I love my job, but more importantly, I cherish the people I'm privileged to do life with. Life often assumes the role of an uncompromising mentor, and although not always the preferred one, it imparts invaluable lessons. I figure I can share some of these lessons, not because of some grand wisdom, but in the hope they help, you the reader, get to know me a little better. That's what this site is about, its not purely for an "online presence" for hiring, which is important but I have my resume on here for that. More specifically, it's an attempt to avoid what Maya Angelou called the greatest "agony", "bearing an untold story inside you." We all have stories, hardships, triumphs, failures and "wish-we-could-have-done-that-differently" moments. We continue on, not because we have to, we get to, the moments we live are finite and sometimes forgetable. The trick is take those small moments with the big ones and derive the implicit meaning from them. With that in mind, here are some small lessons that have taught me a lot.

Life Lesson 1: Seek a Purpose Beyond Yourself and Anchor Your Identity in It. As Inky Johnson, the motivational speaker, once posed to a youthful audience while discussing triumph over adversity, "What will you do when one day, you come up against something bigger than yourself?" The principle is straightforward yet profoundly influential. For me, transcending self-involved pursuits meant dedicating myself to serving others. For most of my life, I pursued excellence through sports, even earning a Division 1 football scholarship at Montana State University. However, this pursuit came at the expense of friendships and deeper family bonds. When my health prevented me from continuing in sports, I needed a new anchor. Today, I find fulfillment in helping others achieve their aspirations, spending time with my family, refining my professional skills, and optimizing the developer experience, support tooling and workflow.
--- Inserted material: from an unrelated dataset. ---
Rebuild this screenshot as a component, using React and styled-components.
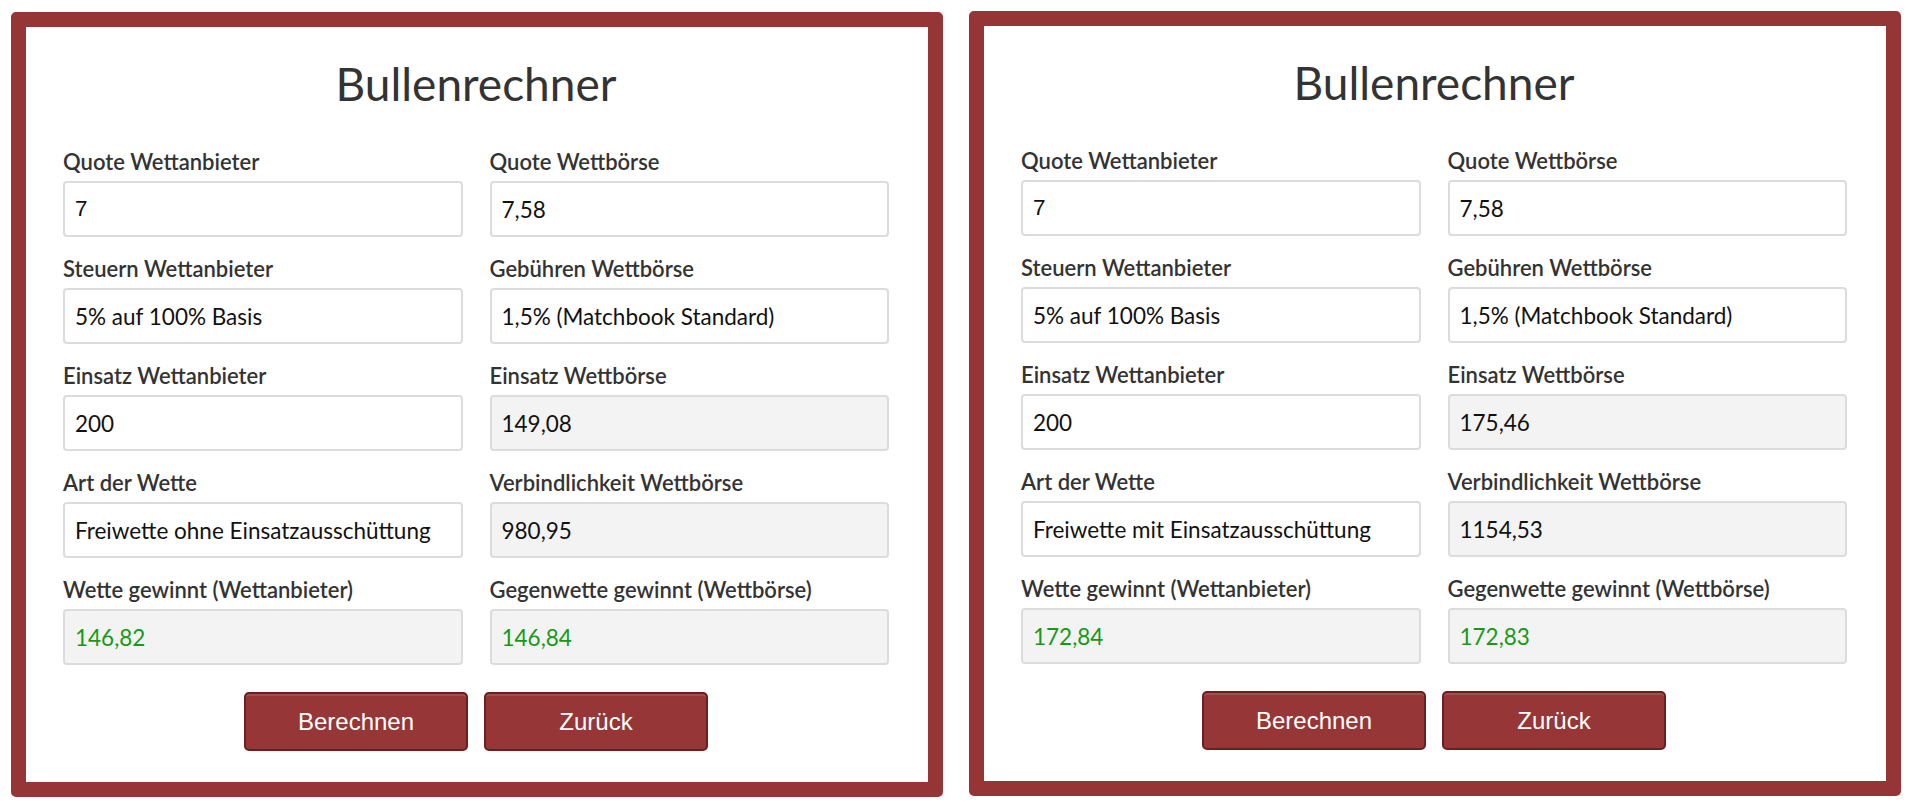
import React from 'react';
import styled, {createGlobalStyle} from 'styled-components';

const GlobalStyle = createGlobalStyle`
  html, body {
    margin: 0;
    padding: 0;
    background: #fff;
  }
  body {
    font-family: "Lato", "Noto Sans", sans-serif;
  }
`;

const Page = styled.div`
  display: flex;
  flex-direction: row;
  align-items: flex-start;
  gap: 26px;
  padding: 11px 13px 0 11px;
`;

const Card = styled.div`
  box-sizing: border-box;
  width: 932px;
  margin-top: ${p => p.$offset || 0}px;
  border: 15px solid #953535;
  border-radius: 5px;
  background: #fff;
  padding: 32px 39px 31px 37px;
  display: flex;
  flex-direction: column;
`;

const Title = styled.h1`
  margin: 0 0 38px 0;
  font-family: "Lato", sans-serif;
  font-weight: 400;
  font-size: 46px;
  line-height: 50px;
  color: #333;
  text-align: center;
`;

const FieldGrid = styled.div`
  display: grid;
  grid-template-columns: 1fr 1fr;
  column-gap: 27px;
  row-gap: 17px;
`;

const Field = styled.div`
  display: flex;
  flex-direction: column;
`;

const Label = styled.label`
  font-family: "Lato", sans-serif;
  font-weight: 600;
  font-size: 22px;
  line-height: 29px;
  color: #333;
  margin-bottom: 5px;
  white-space: nowrap;
`;

const Input = styled.div`
  box-sizing: border-box;
  height: 56px;
  display: flex;
  align-items: center;
  padding: 0 10px;
  border: 2px solid #dcdcdc;
  border-radius: 4px;
  background: ${p => (p.$readOnly ? '#f3f3f3' : '#fff')};
  color: ${p => (p.$result ? '#159a15' : '#111')};
  font-family: ${p => (p.$plain ? '"Liberation Sans", Arial, sans-serif' : '"Lato", sans-serif')};
  font-size: ${p => (p.$plain ? '22.5px' : '22.5px')};
  white-space: nowrap;
`;

const ButtonRow = styled.div`
  display: flex;
  justify-content: center;
  gap: 16px;
  margin-top: 27px;
`;

const Button = styled.button`
  box-sizing: border-box;
  width: 224px;
  height: 59px;
  background: #963636;
  color: #fff;
  border: 2px solid #6a2020;
  border-radius: 5px;
  box-shadow: inset 0 2px 0 rgba(255, 255, 255, 0.12);
  font-family: "Liberation Sans", Arial, sans-serif;
  font-size: 24px;
  cursor: pointer;
`;

const calculators = [
  {
    art: 'Freiwette ohne Einsatzausschüttung',
    einsatzBoerse: '149,08',
    verbindlichkeit: '980,95',
    gewinnAnbieter: '146,82',
    gewinnBoerse: '146,84',
    offset: 1,
  },
  {
    art: 'Freiwette mit Einsatzausschüttung',
    einsatzBoerse: '175,46',
    verbindlichkeit: '1154,53',
    gewinnAnbieter: '172,84',
    gewinnBoerse: '172,83',
    offset: 0,
  },
];

function Calculator({data}) {
  const fields = [
    {label: 'Quote Wettanbieter', value: '7', plain: true},
    {label: 'Quote Wettbörse', value: '7,58'},
    {label: 'Steuern Wettanbieter', value: '5% auf 100% Basis'},
    {label: 'Gebühren Wettbörse', value: '1,5% (Matchbook Standard)'},
    {label: 'Einsatz Wettanbieter', value: '200'},
    {label: 'Einsatz Wettbörse', value: data.einsatzBoerse, readOnly: true},
    {label: 'Art der Wette', value: data.art},
    {label: 'Verbindlichkeit Wettbörse', value: data.verbindlichkeit, readOnly: true},
    {label: 'Wette gewinnt (Wettanbieter)', value: data.gewinnAnbieter, readOnly: true, result: true},
    {label: 'Gegenwette gewinnt (Wettbörse)', value: data.gewinnBoerse, readOnly: true, result: true},
  ];

  return (
    <Card $offset={data.offset}>
      <Title>Bullenrechner</Title>
      <FieldGrid>
        {fields.map(f => (
          <Field key={f.label}>
            <Label>{f.label}</Label>
            <Input $readOnly={f.readOnly} $result={f.result} $plain={f.plain}>
              {f.value}
            </Input>
          </Field>
        ))}
      </FieldGrid>
      <ButtonRow>
        <Button>Berechnen</Button>
        <Button>Zurück</Button>
      </ButtonRow>
    </Card>
  );
}

export default function App() {
  return (
    <>
      <GlobalStyle />
      <Page>
        {calculators.map((c, i) => (
          <Calculator key={i} data={c} />
        ))}
      </Page>
    </>
  );
}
Life Lesson 2: Whether 0.1% or 1% improve is still moving forward. What matters is how you chart your personal growth. My journey as a developer is largely self-guided, and at the outset of my learning expedition, the mental hurdles of comprehending memory allocation, HTTP(s), builder patterns, and BigO notation led me to the Advil cabinet on a well-worn track built on late nights and perseverance. I had to realize that my struggles in self-improvement were signs of progress. I could and would persevere through the moments when a 2,000-line stack trace made no sense. Equality here doesn't equate to accepting subpar results. Instead, it's a referendum to my sometimes overly-competitive spirit and a response to social media comparisons. It's a declaration that I will achieve my goals, driven not solely by self-interest but by my commitment to my wife, family, and cherished friends. My work is gratifying because it allows me to pursue my passion while being of service and fulfilling my responsibilities to my family, my company, and my circle of friends. My implicit meaning is found in my service, in the people around me, and in the conviction that everyday moments give us the opportunity to become an everyday better person. I hope this post finds you well, and thank you for taking the time to read this, it means alot to me.

( P.S. Despite what all the above may suggest, I really am not that serious of a person. Yet, in the moment of writing this, I can see no way to persuade you otherwise, haha I agree it sounds like Edgar Allen Poe with his raven by the fire and their meanderings. Hopefully, this all doesn't sound too pedantic or derivative, if it does, I promise I will become a better writer some day haha. Cheers.)